Implications for Middle East LNG Exporters
How do these developments in global LNG markets affect the incumbent Middle East LNG exporters? In 2011, out of a total of 130 billion cubic metres (bcm) of LNG exported out of the Middle East, Qatar accounted for some 79% or 102.6 bcm, while the smaller producers Oman, Abu Dhabi and Yemen accounted for the rest, each producing roughly between 9 to 11 bcm. Qatar alone accounted for 31% of global LNG exports of 330.8 bcm in 2011. In terms of export destination, some 47% of Qatari exports headed to the Asia-Pacific, and 42% went to the Europe and Eurasia region.

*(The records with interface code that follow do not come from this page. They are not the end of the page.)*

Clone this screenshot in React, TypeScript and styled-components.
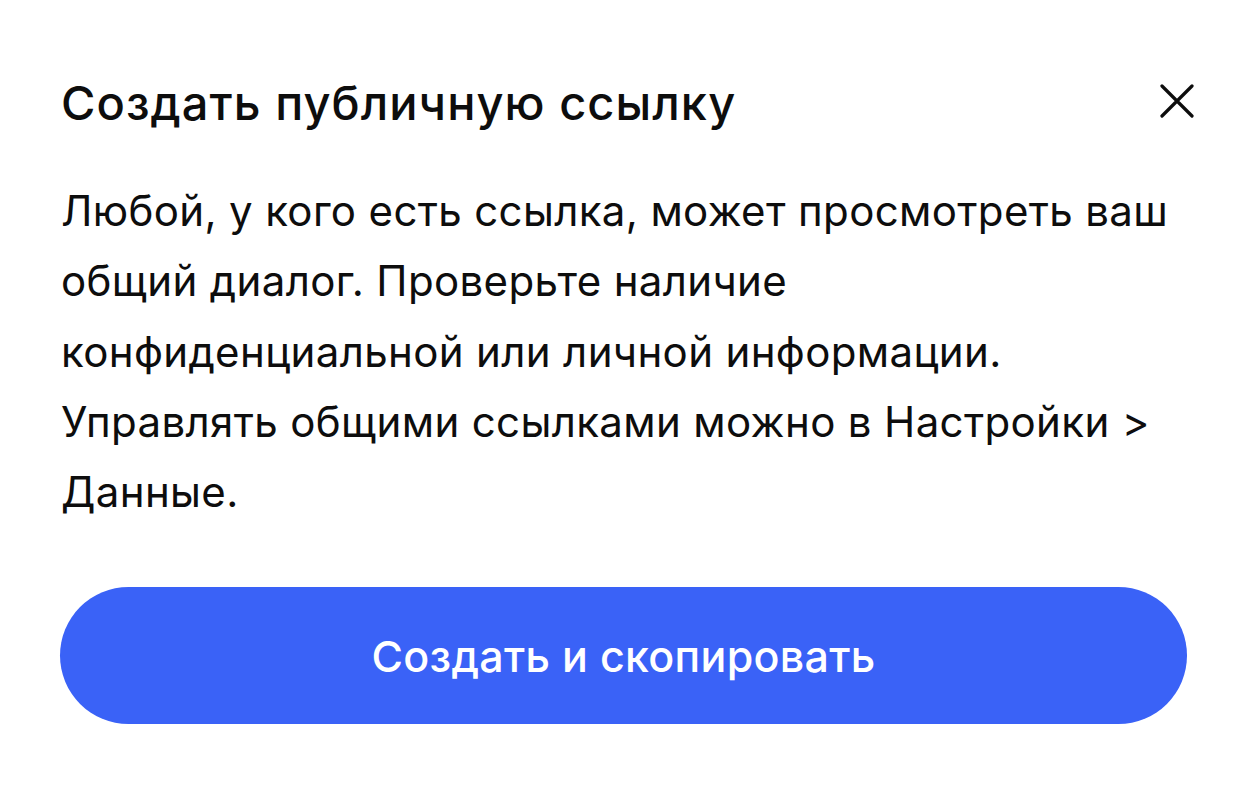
import styled, { createGlobalStyle } from "styled-components";

const GlobalStyle = createGlobalStyle`
  html, body {
    margin: 0;
    padding: 0;
    background: #ffffff;
  }
  body {
    font-family: Inter, "Noto Sans", "Liberation Sans", sans-serif;
    color: #0d0d0d;
    -webkit-font-smoothing: antialiased;
  }
`;

const Dialog = styled.div`
  box-sizing: border-box;
  width: 1260px;
  height: 792px;
  padding: 73px 73px 0 60px;
  display: flex;
  flex-direction: column;
  background: #ffffff;
`;

const Header = styled.div`
  display: flex;
  align-items: center;
  justify-content: space-between;
  height: 60px;
`;

const Title = styled.h2`
  margin: 0 0 0 1px;
  font-size: 47px;
  font-weight: 500;
  line-height: 60px;
  letter-spacing: 1.05px;
`;

const CloseButton = styled.button`
  display: flex;
  align-items: center;
  justify-content: center;
  width: 40px;
  height: 40px;
  margin: -4px -10px 0 0;
  padding: 0;
  border: none;
  background: transparent;
  color: #0d0d0d;
  cursor: pointer;
`;

const Description = styled.p`
  margin: 43px 0 0 1px;
  font-size: 42px;
  font-weight: 400;
  line-height: 70.3px;
  letter-spacing: 0.35px;
  white-space: nowrap;
`;

const PrimaryButton = styled.button`
  margin-top: 60px;
  height: 137px;
  width: 100%;
  border: none;
  border-radius: 70px;
  background: #3a62f7;
  color: #ffffff;
  font-family: inherit;
  font-size: 43px;
  font-weight: 500;
  letter-spacing: 0.3px;
  cursor: pointer;
`;

export default function App() {
  return (
    <>
      <GlobalStyle />
      <Dialog>
        <Header>
          <Title>Создать публичную ссылку</Title>
          <CloseButton aria-label="Закрыть">
            <svg width="34" height="34" viewBox="0 0 34 34" fill="none">
              <path
                d="M2 2L32 32M32 2L2 32"
                stroke="currentColor"
                strokeWidth="3.2"
                strokeLinecap="round"
              />
            </svg>
          </CloseButton>
        </Header>
        <Description>
          Любой, у кого есть ссылка, может просмотреть ваш
          <br />
          общий диалог. Проверьте наличие
          <br />
          конфиденциальной или личной информации.
          <br />
          Управлять общими ссылками можно в Настройки &gt;
          <br />
          Данные.
        </Description>
        <PrimaryButton>Создать и скопировать</PrimaryButton>
      </Dialog>
    </>
  );
}
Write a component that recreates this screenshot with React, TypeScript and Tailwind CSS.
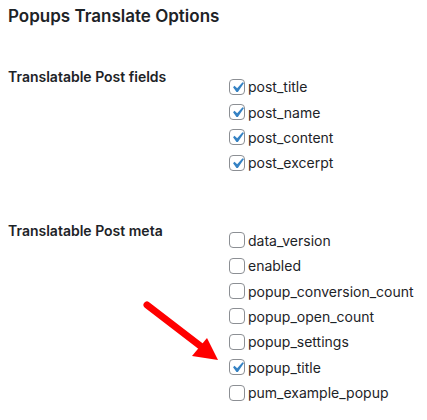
const postFields = [
  { name: 'post_title', checked: true },
  { name: 'post_name', checked: true },
  { name: 'post_content', checked: true },
  { name: 'post_excerpt', checked: true },
];

const postMeta = [
  { name: 'data_version', checked: false },
  { name: 'enabled', checked: false },
  { name: 'popup_conversion_count', checked: false },
  { name: 'popup_open_count', checked: false },
  { name: 'popup_settings', checked: false },
  { name: 'popup_title', checked: true },
  { name: 'pum_example_popup', checked: false },
];

function Box({ checked }: { checked: boolean }) {
  return (
    <span className="relative w-4 h-4 shrink-0 rounded-[4px] border border-[#8c8f94] bg-white">
      {checked && (
        <svg viewBox="0 0 20 20" className="absolute -left-[3px] -top-[3px] w-[21px] h-[21px]">
          <path d="M14.83 4.89l1.34.94-5.81 8.38H9.02L5.78 9.67l1.34-1.25 2.57 2.4z" fill="#3582c4" />
        </svg>
      )}
    </span>
  );
}

function Section({ title, items, className }: { title: string; items: { name: string; checked: boolean }[]; className?: string }) {
  return (
    <div className={`flex ${className ?? ''}`}>
      <div className="w-[229px] shrink-0 pl-2 text-[14px] leading-5 font-semibold text-[#1d2327]">{title}</div>
      <ul className="mt-[7px]">
        {items.map((it) => (
          <li key={it.name} className="h-[25.4px] flex items-center gap-[3px] text-[14px] text-[#1d2327]">
            <Box checked={it.checked} />
            <span>{it.name}</span>
          </li>
        ))}
      </ul>
    </div>
  );
}

export default function App() {
  return (
    <div className="relative w-[427px] h-[420px] bg-white overflow-hidden" style={{ fontFamily: 'Inter, "Open Sans", sans-serif' }}>
      <h2 className="pt-1 pl-2 text-[17px] leading-6 font-semibold text-[#1d2327]">Popups Translate Options</h2>

      <Section title="Translatable Post fields" items={postFields} className="mt-[39px]" />
      <Section title="Translatable Post meta" items={postMeta} className="mt-[45px]" />

      {/* red annotation arrow */}
      <svg className="absolute left-0 top-0 pointer-events-none" width="427" height="420">
        <line x1="147" y1="305" x2="203" y2="348" stroke="#ff0000" strokeWidth="7" strokeLinecap="round" />
        <polygon points="218,360 192,356 207,338" fill="#ff0000" />
      </svg>
    </div>
  );
}
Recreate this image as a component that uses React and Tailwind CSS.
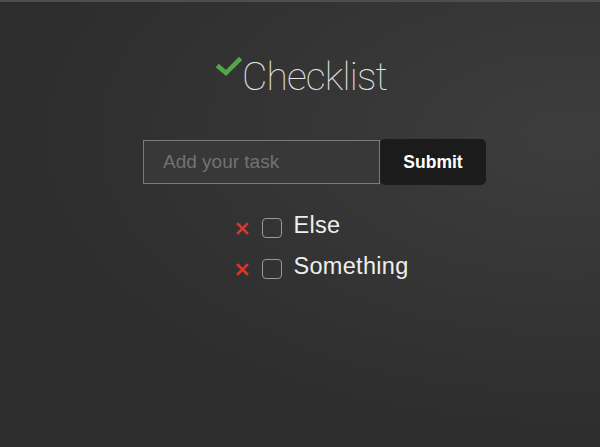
import React, { useState } from 'react';

const tasks = ['Else', 'Something'];

const App = () => {
  const [items, setItems] = useState(tasks);

  return (
    <div className="w-[600px] h-[447px] overflow-hidden border-t-2 border-[#4e4e4e] bg-[radial-gradient(ellipse_at_95%_30%,#3d3d3d,#2d2d2d_70%)] font-['Liberation_Sans',Arial,sans-serif]">
      <div className="flex justify-center pt-[50px] pl-[3px]">
        <div className="flex items-start">
          <svg width="26" height="20" viewBox="0 0 26 20" className="mt-[5px] mr-[0px]">
            <polyline points="3,10 10,16 23,3" fill="none" stroke="#4fa84a" strokeWidth="4.5" strokeLinecap="square" />
          </svg>
          <h1 className="font-['Roboto',sans-serif] font-thin text-[39px] leading-[50px] text-[#e6e6e6] tracking-[-0.8px]">Checklist</h1>
        </div>
      </div>

      <div className="flex justify-center pl-[29px] mt-[37px]">
        <input
          type="text"
          placeholder="Add your task"
          className="w-[237px] h-[44px] mt-[1px] border border-[#7a7a7a] bg-[#383838] px-[19px] text-[19px] text-[#ddd] placeholder:text-[#727272] outline-none"
        />
        <button className="w-[106px] h-[46px] rounded-[5px] bg-[#1b1b1b] text-white text-[17.5px] font-bold">
          Submit
        </button>
      </div>

      <ul className="flex flex-col items-start w-fit mx-auto pl-[45px] mt-[26px] gap-[13px]">
        {items.map((item) => (
          <li key={item} className="flex items-center h-[28px]">
            <button onClick={() => setItems((prev) => prev.filter((i) => i !== item))} className="mr-[13px] mt-[6px]">
              <svg width="13" height="13" viewBox="0 0 13 13">
                <path d="M2 2 L11 11 M11 2 L2 11" stroke="#d9362c" strokeWidth="2.6" strokeLinecap="square" />
              </svg>
            </button>
            <span className="w-[20px] h-[20px] rounded-[4px] border-[1.5px] border-[#9a9a9a] mr-[11px] mt-[5px]" />
            <span className="text-[23.5px] text-[#eee] leading-[28px] tracking-[0.3px]">{item}</span>
          </li>
        ))}
      </ul>
    </div>
  );
};

export default App;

Qatar, as the world’s largest single LNG exporter, will be at the forefront of competition with key players in both the European and Asian markets. As an infra-marginal producer with all major capital investments already in place and in the process of being amortized, Qatar occupies a privileged though by no means entrenched competitive position. At the margin, Qatar will be a major competitor for market share in UK and Europe against the oil-indexed pipeline gas exports from Russia. In Asia, both Qatar and Australia will face the prospects of sharing the Asian LNG market with some volumes of US LNG exports indexed to Henry Hub prices by 2020. How market dynamics play out, and to what extent markets get more liberalized with flexible volumes of LNG, priced off trading hubs with gas-on-gas competition increasingly replacing long-term oil-indexed, destination-restricted contracts as the latter expire over the coming years, only time will tell.